I'm not alone either. FIFA has become the most popular sports game in the world in large part because it's easy to learn and a lot of fun to play, while also feeling enough like the real sport to avoid coming off as an arcade game. Its matches last about 15 minutes, putting them in that sweet spot where it's easy for players to say, "I guess I can fit in one more game." In short, it's a black hole that has subsumed most of my other gaming interests and made me feel incredibly guilty about my growing backlog.

With that, I think it's pretty obvious which game I would take with me if I were marooned on a desert island with a TV, an internet connection, and a PlayStation 4. Trying to reach Level 7 in Online Seasons could keep me busy for a very, very long time... or at least until EA shut down the online servers.

Dustin Quillen Guest Editor

I'm not great at Street Fighter. Never have been, really. But I've always admired the competitive fighting game scene's top players for their extreme skill and dedication. I can't even fathom the amount of practice it would take for me to be able to perform at that level, let alone under the pressure of a tournament setting.

Unfortunately, I'm just good enough at these games that a lot of my buddies aren't interested in playing against me anymore.
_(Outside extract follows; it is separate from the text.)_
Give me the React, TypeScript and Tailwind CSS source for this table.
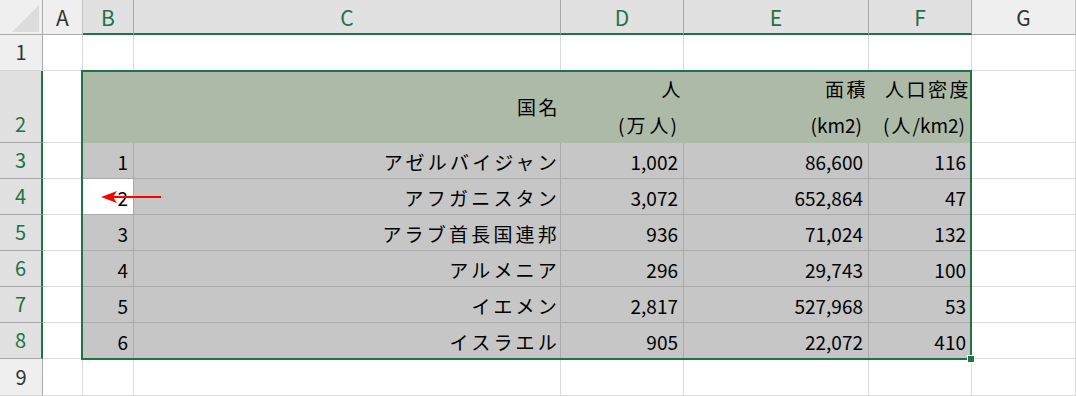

I totally get it -- the fighting genre's at its best when both combatants have an equal shot at coming out on top. And, having been through the meat grinder that is online Street Fighter IV, I know firsthand that nobody enjoys getting crushed over and over again.

That's why, given unlimited free time and, ideally, a handful of close friends as sparring partners, I'd happily spend the rest of my life running a sort of dojo for mediocre Street Fighter IV players in the middle of the ocean. With nothing to occupy ourselves other than Street Fighter and survival, my fellow islanders and I would have no choice but to become really, really proficient at both. We'd brainstorm potential counters for the most devastating combos of the day while fishing on the beach, and, by campfire light, we'd attempt to parse frame data over a feast of red snapper, berries, and wild boar.

It wouldn't be a perfect society, of course. Inevitably, someone would start to fall behind in their training, making them an easy target for the rest of the group. But what are you going to do? Be the one person on the island who doesn't play Street Fighter? Also, the lack of fresh water might prove problematic.

Brittany Vincent Guest Editor

I never get sick of playing Rock Band 3 -- or any of the Rock Band iterations, honestly. I was devastated when Harmonix announced there would no longer be weekly releases for the paid song catalogue, as I had poured hundreds of dollars into growing my own personal karaoke cache of songs. I’ve abandoned the guitar and drums, and I’m content to sing my little heart out and play with my band’s appearance and fanbase. If I had all of my downloaded content, the songs from each Rock Band game, and all the spinoff games to keep me company, I’d have no trouble singing for the rest of my life on a secluded little desert island. At least no one would be around to hear me attempting to belt out my favorite tunes.